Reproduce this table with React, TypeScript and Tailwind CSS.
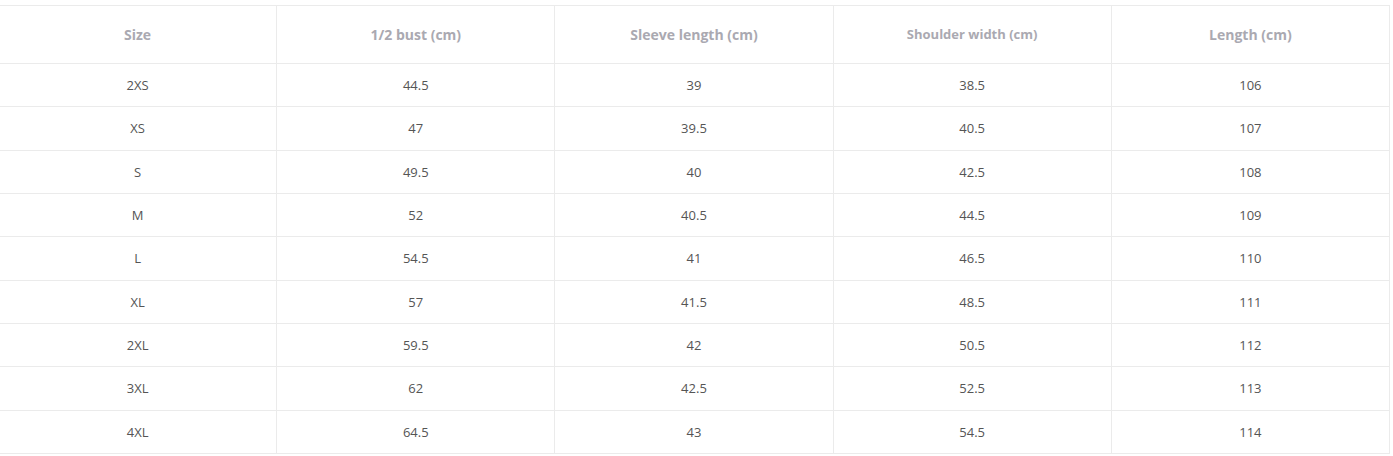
import React from 'react';

const headers = [
  { label: 'Size', size: 'text-[14px]' },
  { label: '1/2 bust (cm)', size: 'text-[14px]' },
  { label: 'Sleeve length (cm)', size: 'text-[14px]' },
  { label: 'Shoulder width (cm)', size: 'text-[13px]' },
  { label: 'Length (cm)', size: 'text-[14px]' },
];

const rows = [
  ['2XS', '44.5', '39', '38.5', '106'],
  ['XS', '47', '39.5', '40.5', '107'],
  ['S', '49.5', '40', '42.5', '108'],
  ['M', '52', '40.5', '44.5', '109'],
  ['L', '54.5', '41', '46.5', '110'],
  ['XL', '57', '41.5', '48.5', '111'],
  ['2XL', '59.5', '42', '50.5', '112'],
  ['3XL', '62', '42.5', '52.5', '113'],
  ['4XL', '64.5', '43', '54.5', '114'],
];

const App: React.FC = () => {
  return (
    <div className="w-[1393px] h-[456px] overflow-hidden bg-white pt-[5px] font-['Open_Sans',sans-serif]">
      <table className="-ml-[2px] w-[1392px] table-fixed border-collapse">
        <thead>
          <tr className="h-[58px]">
            {headers.map((h) => (
              <th
                key={h.label}
                className={`border border-[#ebebeb] ${h.size} font-bold text-[#aaa9b1] text-center align-middle`}
              >
                {h.label}
              </th>
            ))}
          </tr>
        </thead>
        <tbody>
          {rows.map((row) => (
            <tr key={row[0]} className="h-[43.33px]">
              {row.map((cell, i) => (
                <td
                  key={i}
                  className="border border-[#ebebeb] pt-px text-[13px] text-[#555555] text-center align-middle"
                >
                  {cell}
                </td>
              ))}
            </tr>
          ))}
        </tbody>
      </table>
    </div>
  );
};

export default App;
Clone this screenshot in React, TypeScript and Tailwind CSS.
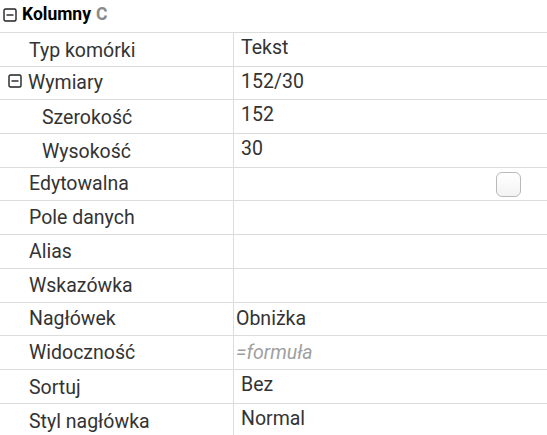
import React from "react";

type Row = {
  label: string;
  indent?: number;
  toggle?: boolean;
  value?: string;
  valueKind?: "raised" | "flat" | "formula" | "checkbox";
  shift?: number;
};

const rows: Row[] = [
  { label: "Typ komórki", value: "Tekst", valueKind: "raised" },
  { label: "Wymiary", toggle: true, value: "152/30", valueKind: "raised" },
  { label: "Szerokość", indent: 42, value: "152", valueKind: "raised" },
  { label: "Wysokość", indent: 42, value: "30", valueKind: "raised" },
  { label: "Edytowalna", valueKind: "checkbox" },
  { label: "Pole danych" },
  { label: "Alias" },
  { label: "Wskazówka" },
  { label: "Nagłówek", value: "Obniżka", valueKind: "flat" },
  { label: "Widoczność", value: "=formuła", valueKind: "formula" },
  { label: "Sortuj", value: "Bez", valueKind: "raised", shift: 1 },
  { label: "Styl nagłówka", value: "Normal", valueKind: "raised", shift: 1 },
];

function MinusBox({ className = "" }: { className?: string }) {
  return (
    <svg width="14" height="14" viewBox="0 0 14 14" className={className}>
      <rect x="1" y="1" width="12" height="12" rx="1.5" fill="white" stroke="#222" strokeWidth="1.4" />
      <line x1="3.5" y1="7" x2="10.5" y2="7" stroke="#222" strokeWidth="1.4" />
    </svg>
  );
}

function ValueCell({ row }: { row: Row }) {
  if (row.valueKind === "checkbox") {
    return (
      <div className="flex h-full items-center justify-end pr-[26px]">
        <div className="h-[25px] w-[25px] rounded-[6px] border border-[#b9b9b9] bg-gradient-to-b from-white to-[#f3f3f3]" />
      </div>
    );
  }
  if (!row.value) return null;
  if (row.valueKind === "formula") {
    return (
      <div className="flex h-full items-center pl-[2px] italic text-[#a0a0a0]">{row.value}</div>
    );
  }
  if (row.valueKind === "flat") {
    return <div className="flex h-full items-center pl-[2px]">{row.value}</div>;
  }
  return (
    <div className={`flex h-full items-center pl-[7px] ${row.shift ? "pb-[7px]" : "pb-[5px]"}`}>
      {row.value}
    </div>
  );
}

export default function App() {
  return (
    <div
      className="h-[435px] w-[547px] overflow-hidden bg-white text-[19.5px] text-[#333]"
      style={{ fontFamily: "Roboto, 'Liberation Sans', sans-serif" }}
    >
      {/* Section header */}
      <div className="flex h-[33px] items-center gap-[5px] border-b border-[#dcdcdc] pl-[3px] pb-[3px]">
        <MinusBox />
        <span className="text-[17.5px] font-bold text-black">Kolumny</span>
        <span className="text-[17.5px] font-bold text-[#8a8a8a]">C</span>
      </div>

      {rows.map((row) => (
        <div
          key={row.label}
          className="grid h-[33.7px] grid-cols-[234px_1fr] border-b border-[#dcdcdc]"
        >
          <div
            className="flex items-center border-r border-[#dcdcdc]"
            style={{ paddingLeft: row.toggle ? 8 : row.indent ?? 29 }}
          >
            {row.toggle && <MinusBox className="mr-[6px] mb-[6px]" />}
            <span className={row.toggle ? "pb-[2px]" : ""}>{row.label}</span>
          </div>
          <ValueCell row={row} />
        </div>
      ))}
    </div>
  );
}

****************************************

What is being asked: All the lines above are to be reproduced exactly, except the pictures.

Expected output:
Reproduce this table with React, TypeScript and Tailwind CSS.
import React from 'react';

const headers = [
  { label: 'Size', size: 'text-[14px]' },
  { label: '1/2 bust (cm)', size: 'text-[14px]' },
  { label: 'Sleeve length (cm)', size: 'text-[14px]' },
  { label: 'Shoulder width (cm)', size: 'text-[13px]' },
  { label: 'Length (cm)', size: 'text-[14px]' },
];

const rows = [
  ['2XS', '44.5', '39', '38.5', '106'],
  ['XS', '47', '39.5', '40.5', '107'],
  ['S', '49.5', '40', '42.5', '108'],
  ['M', '52', '40.5', '44.5', '109'],
  ['L', '54.5', '41', '46.5', '110'],
  ['XL', '57', '41.5', '48.5', '111'],
  ['2XL', '59.5', '42', '50.5', '112'],
  ['3XL', '62', '42.5', '52.5', '113'],
  ['4XL', '64.5', '43', '54.5', '114'],
];

const App: React.FC = () => {
  return (
    <div className="w-[1393px] h-[456px] overflow-hidden bg-white pt-[5px] font-['Open_Sans',sans-serif]">
      <table className="-ml-[2px] w-[1392px] table-fixed border-collapse">
        <thead>
          <tr className="h-[58px]">
            {headers.map((h) => (
              <th
                key={h.label}
                className={`border border-[#ebebeb] ${h.size} font-bold text-[#aaa9b1] text-center align-middle`}
              >
                {h.label}
              </th>
            ))}
          </tr>
        </thead>
        <tbody>
          {rows.map((row) => (
            <tr key={row[0]} className="h-[43.33px]">
              {row.map((cell, i) => (
                <td
                  key={i}
                  className="border border-[#ebebeb] pt-px text-[13px] text-[#555555] text-center align-middle"
                >
                  {cell}
                </td>
              ))}
            </tr>
          ))}
        </tbody>
      </table>
    </div>
  );
};

export default App;
Clone this screenshot in React, TypeScript and Tailwind CSS.
import React from "react";

type Row = {
  label: string;
  indent?: number;
  toggle?: boolean;
  value?: string;
  valueKind?: "raised" | "flat" | "formula" | "checkbox";
  shift?: number;
};

const rows: Row[] = [
  { label: "Typ komórki", value: "Tekst", valueKind: "raised" },
  { label: "Wymiary", toggle: true, value: "152/30", valueKind: "raised" },
  { label: "Szerokość", indent: 42, value: "152", valueKind: "raised" },
  { label: "Wysokość", indent: 42, value: "30", valueKind: "raised" },
  { label: "Edytowalna", valueKind: "checkbox" },
  { label: "Pole danych" },
  { label: "Alias" },
  { label: "Wskazówka" },
  { label: "Nagłówek", value: "Obniżka", valueKind: "flat" },
  { label: "Widoczność", value: "=formuła", valueKind: "formula" },
  { label: "Sortuj", value: "Bez", valueKind: "raised", shift: 1 },
  { label: "Styl nagłówka", value: "Normal", valueKind: "raised", shift: 1 },
];

function MinusBox({ className = "" }: { className?: string }) {
  return (
    <svg width="14" height="14" viewBox="0 0 14 14" className={className}>
      <rect x="1" y="1" width="12" height="12" rx="1.5" fill="white" stroke="#222" strokeWidth="1.4" />
      <line x1="3.5" y1="7" x2="10.5" y2="7" stroke="#222" strokeWidth="1.4" />
    </svg>
  );
}

function ValueCell({ row }: { row: Row }) {
  if (row.valueKind === "checkbox") {
    return (
      <div className="flex h-full items-center justify-end pr-[26px]">
        <div className="h-[25px] w-[25px] rounded-[6px] border border-[#b9b9b9] bg-gradient-to-b from-white to-[#f3f3f3]" />
      </div>
    );
  }
  if (!row.value) return null;
  if (row.valueKind === "formula") {
    return (
      <div className="flex h-full items-center pl-[2px] italic text-[#a0a0a0]">{row.value}</div>
    );
  }
  if (row.valueKind === "flat") {
    return <div className="flex h-full items-center pl-[2px]">{row.value}</div>;
  }
  return (
    <div className={`flex h-full items-center pl-[7px] ${row.shift ? "pb-[7px]" : "pb-[5px]"}`}>
      {row.value}
    </div>
  );
}

export default function App() {
  return (
    <div
      className="h-[435px] w-[547px] overflow-hidden bg-white text-[19.5px] text-[#333]"
      style={{ fontFamily: "Roboto, 'Liberation Sans', sans-serif" }}
    >
      {/* Section header */}
      <div className="flex h-[33px] items-center gap-[5px] border-b border-[#dcdcdc] pl-[3px] pb-[3px]">
        <MinusBox />
        <span className="text-[17.5px] font-bold text-black">Kolumny</span>
        <span className="text-[17.5px] font-bold text-[#8a8a8a]">C</span>
      </div>

      {rows.map((row) => (
        <div
          key={row.label}
          className="grid h-[33.7px] grid-cols-[234px_1fr] border-b border-[#dcdcdc]"
        >
          <div
            className="flex items-center border-r border-[#dcdcdc]"
            style={{ paddingLeft: row.toggle ? 8 : row.indent ?? 29 }}
          >
            {row.toggle && <MinusBox className="mr-[6px] mb-[6px]" />}
            <span className={row.toggle ? "pb-[2px]" : ""}>{row.label}</span>
          </div>
          <ValueCell row={row} />
        </div>
      ))}
    </div>
  );
}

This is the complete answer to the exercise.